La présidente du Croissant-Rouge, Saïda Benhabylès, explique cela par une «une procédure de retour volontaire ... Vu la promiscuité qu’il y a dans la capitale, qui a posé des problèmes d’ordre sécuritaire, les pouvoirs publics ont décidé de transférer les migrants au Sud, où les conditions d’accueil sont meilleures qu’à Alger.»

En route pour Tamanrasset, les migrants arrêtés racontent avoir à peine reçu de quoi manger et de quoi boire. Arrivés à la wilaya, ils sont enfermés dans des bungalows: «On n’a pas le droit de sortir, les douches ne fonctionnent pas, on n’a pas d’eau», décrit une jeune Libérienne.

Deux jours plus tard, la première caravane, composée d’une cinquantaine de camions, s’arrête à Agadez, dans le nord du Niger. «A la frontière, on nous a contrôlés, un gendarme (algérien) a confisqué plusieurs téléphones Android. Et ensuite le convoi était gardé par la police nigérienne. A Agadez, il n’y a rien dans le camp, on dort par terre. On ne sait toujours pas ce qui va nous arriver», rapporte Ali, un jeune Malien.

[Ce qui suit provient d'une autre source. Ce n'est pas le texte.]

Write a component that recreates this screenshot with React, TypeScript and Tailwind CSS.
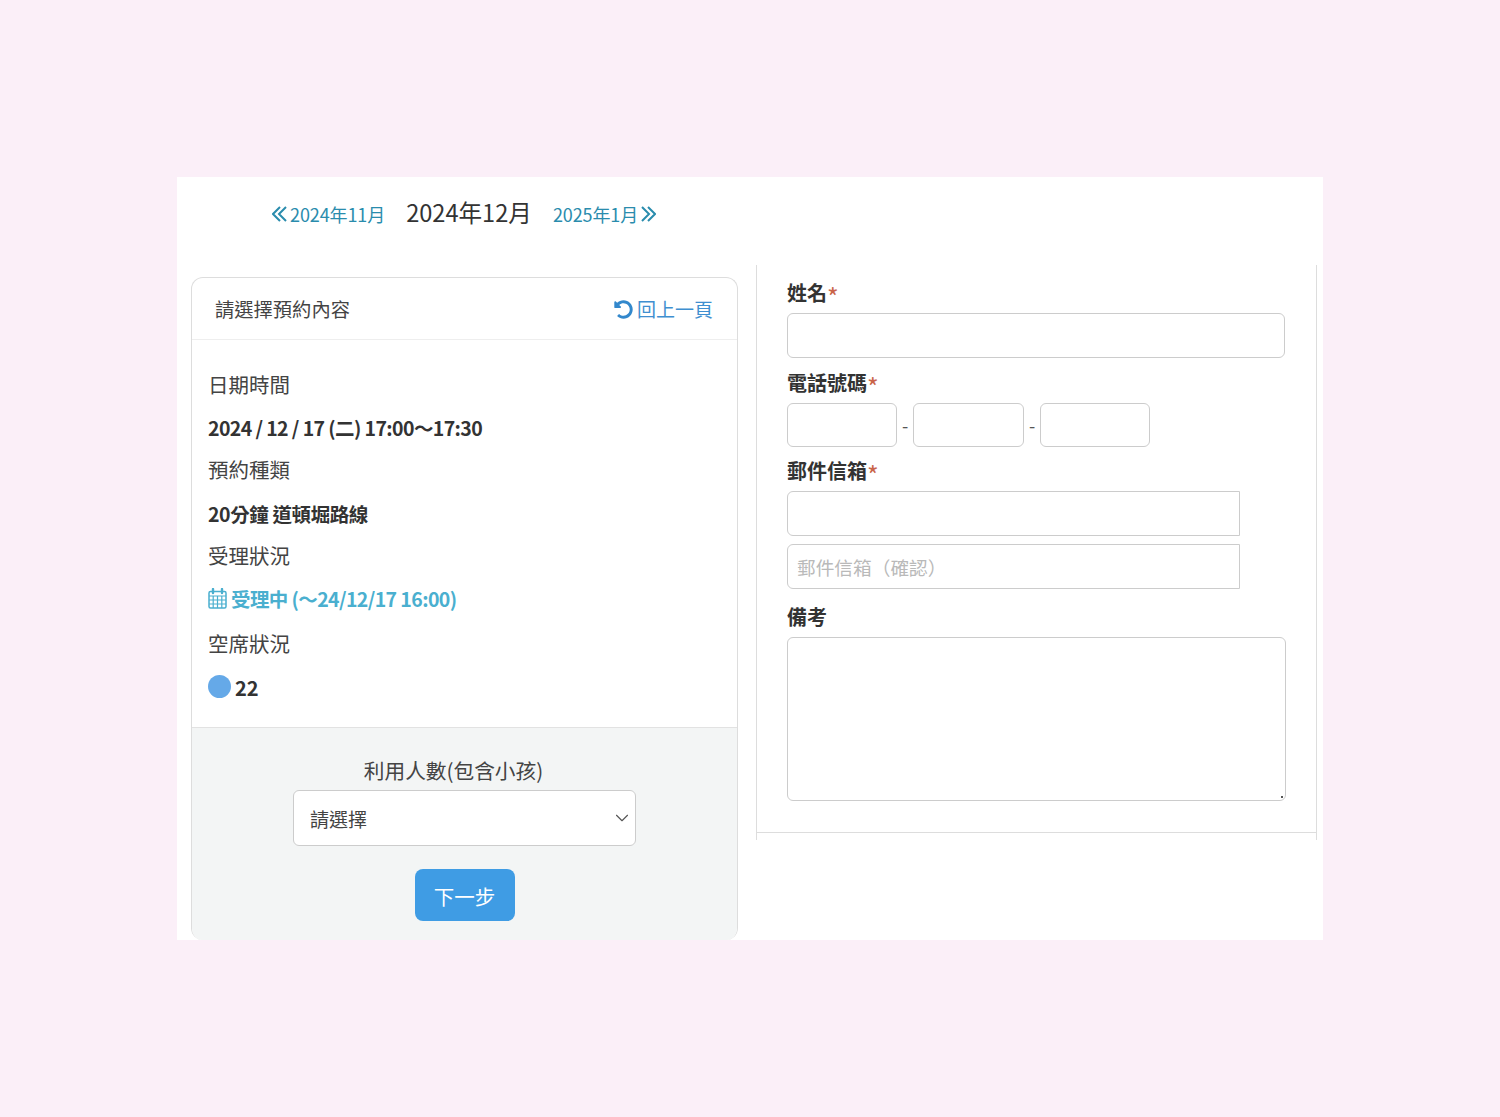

«Bientôt, il va finir par y avoir un problème entre l’Afrique et le Maghreb. Les enfants que j’élèverai demain, je ne vais pas leur dire un mot de bien à propos de ce pays (l'Algérie). On nous insulte à cause de la couleur de notre peau. On nous loue des garages sans fenêtre. On estime que nous sommes des miséreux. Les Algériens n’imaginent pas qu’au pays (Sierra Leone), j’ai pu faire des études.» se désole Emmanuel, un sierra-léonais.